Em síntese, o leilão da cessão onerosa foi muito aquém do que o governo esperava. Não só frustou o governo em termos fiscais, como também em termos de privatização e desnacionalização do mercado brasileiro de petróleo – por que as petrolíferas estrangeiras não quiseram estes campos do pré-sal? O governo conseguirá, com o dinheiro retirado dos cofres da Petrobrás, a partir do pagamento do bônus, garantir apoio político de parlamentares, governadores e prefeitos, mas prometeu mais do que pôde entregar – isto atrapalhará a articulação política?

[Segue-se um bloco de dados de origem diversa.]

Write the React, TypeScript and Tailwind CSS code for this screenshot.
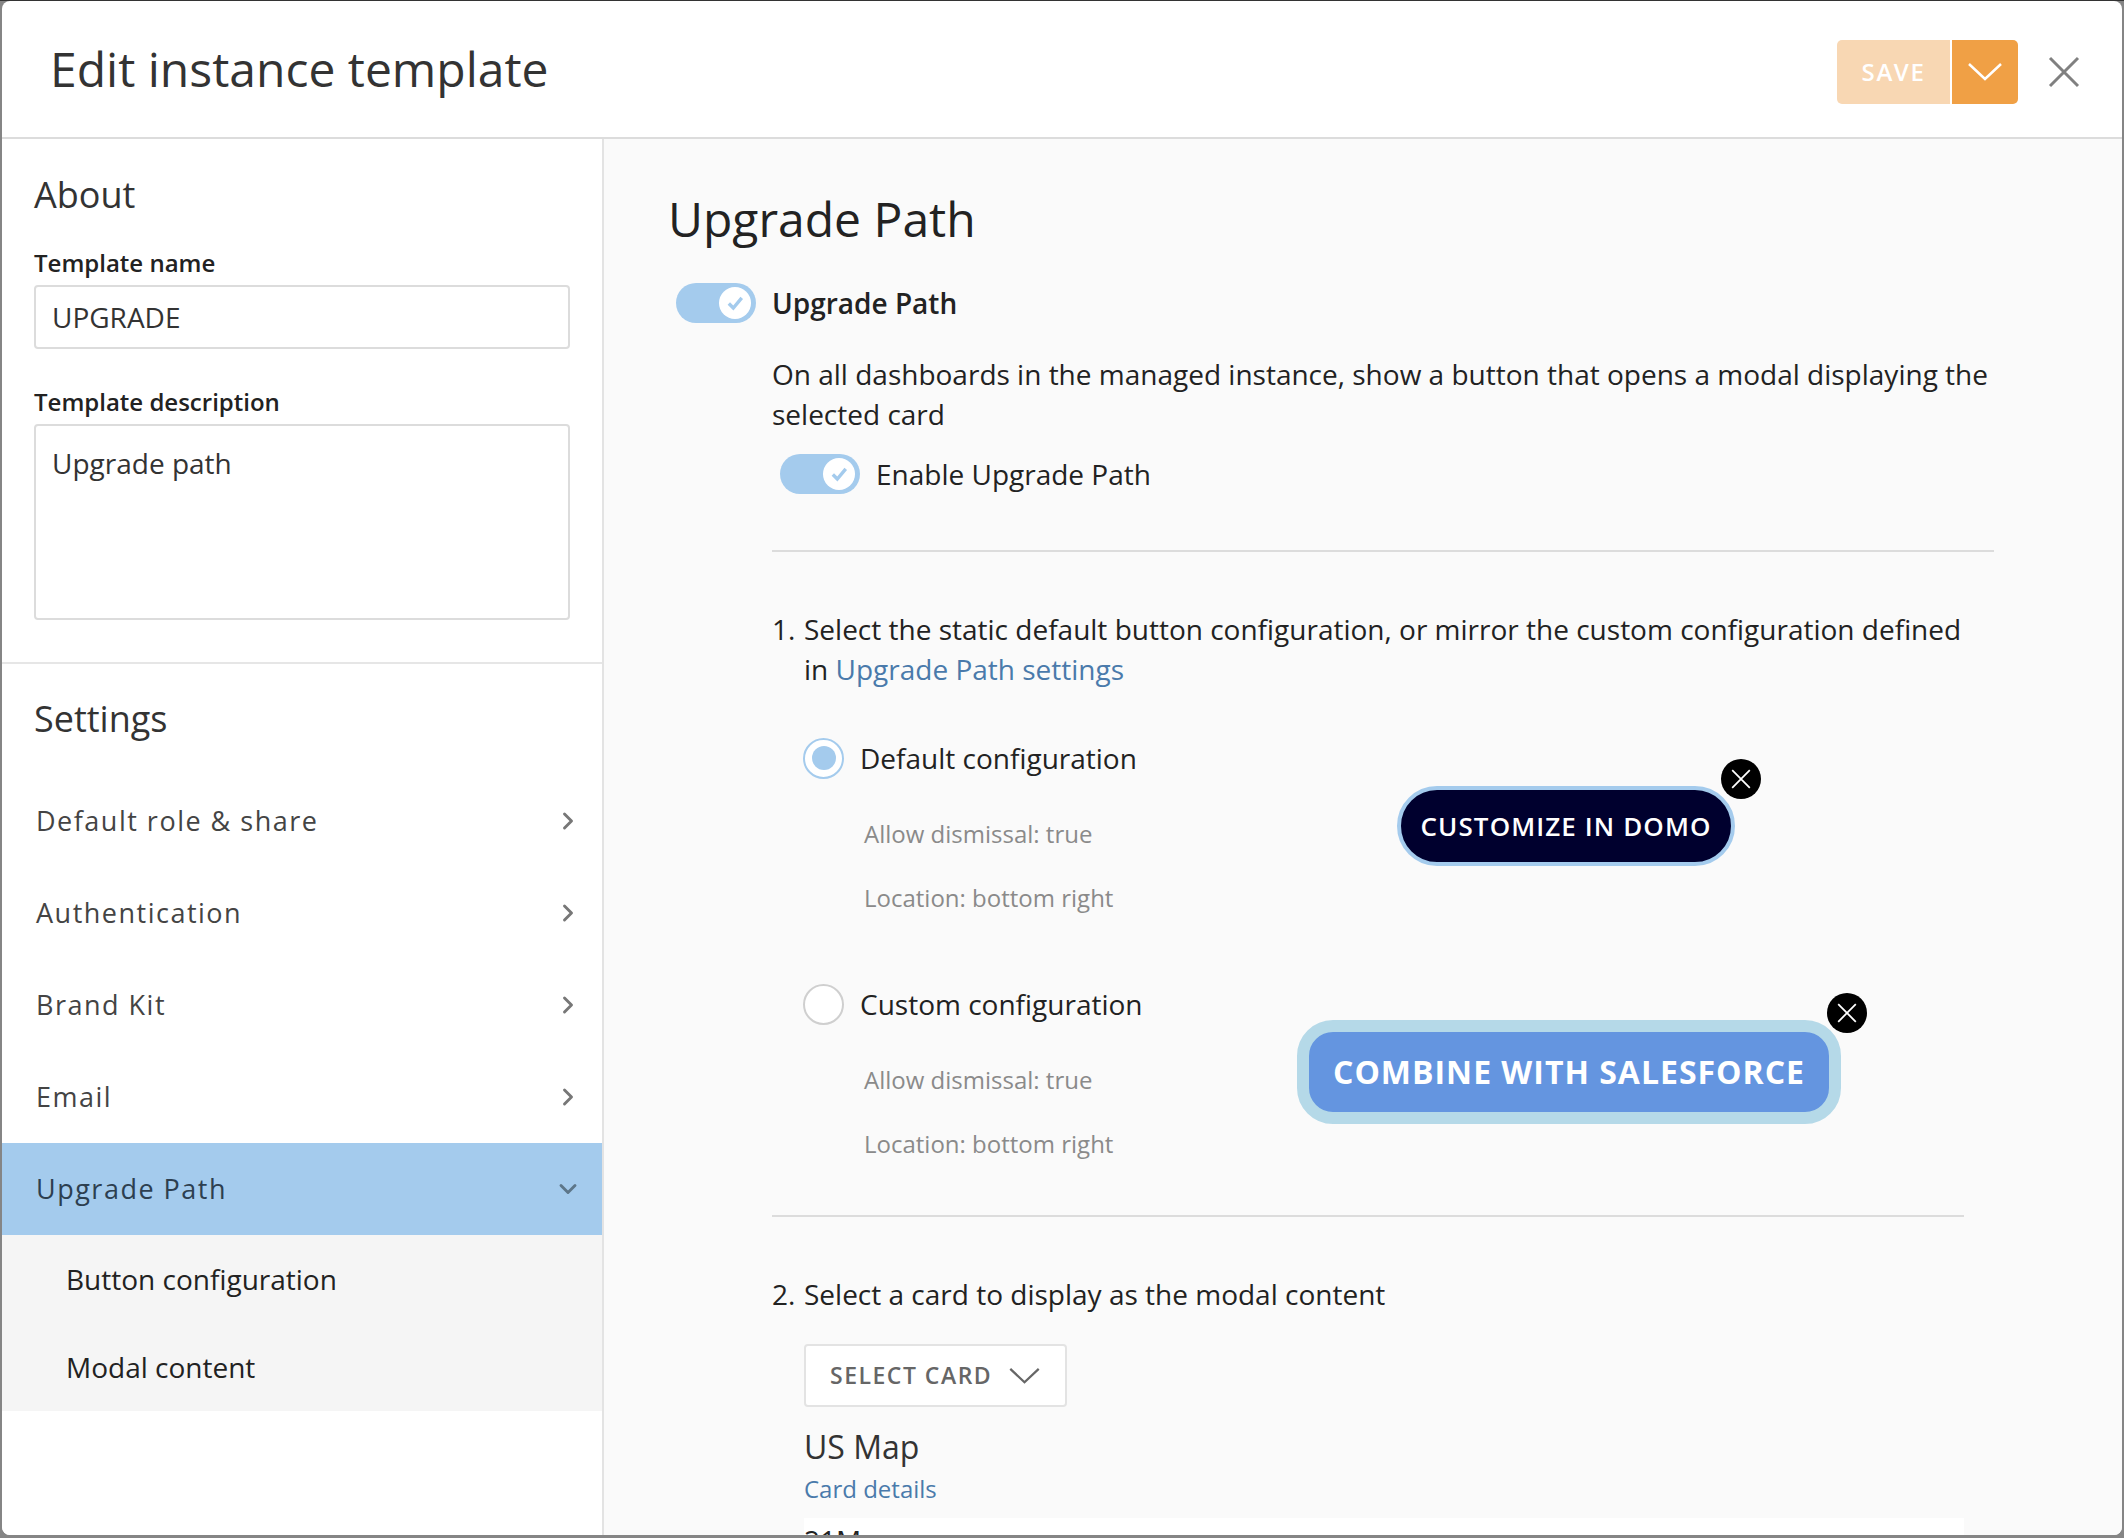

Além disto, este leilão mostra mais uma vez que o país não pode esperar por empresas privadas e estrangeiras para explorar a maior descoberta de riqueza da história econômica do país, o pré-sal. Assim como Dilma não conseguiu, a partir de isenções bilionárias (como as isenções do IPI e da folha de pagamento), fazer com que empresários investissem e assim diminuíssem os efeitos da crise econômica, não podemos depender de outras empresas (privadas e estrangeiras) para, a partir do pré-sal, voltar a gerar emprego e renda para o povo brasileiro. Somente uma Petrobrás estatal e voltada para o desenvolvimento nacional terá o compromisso que nós precisamos para, a partir desta oportunidade, dar a volta por cima e, aí sim, superar esta grande crise econômica.

[1] Economista do Instituto Brasileiro de Estudos Políticos e Sociais (IBEPS), é doutor em Ciência Política.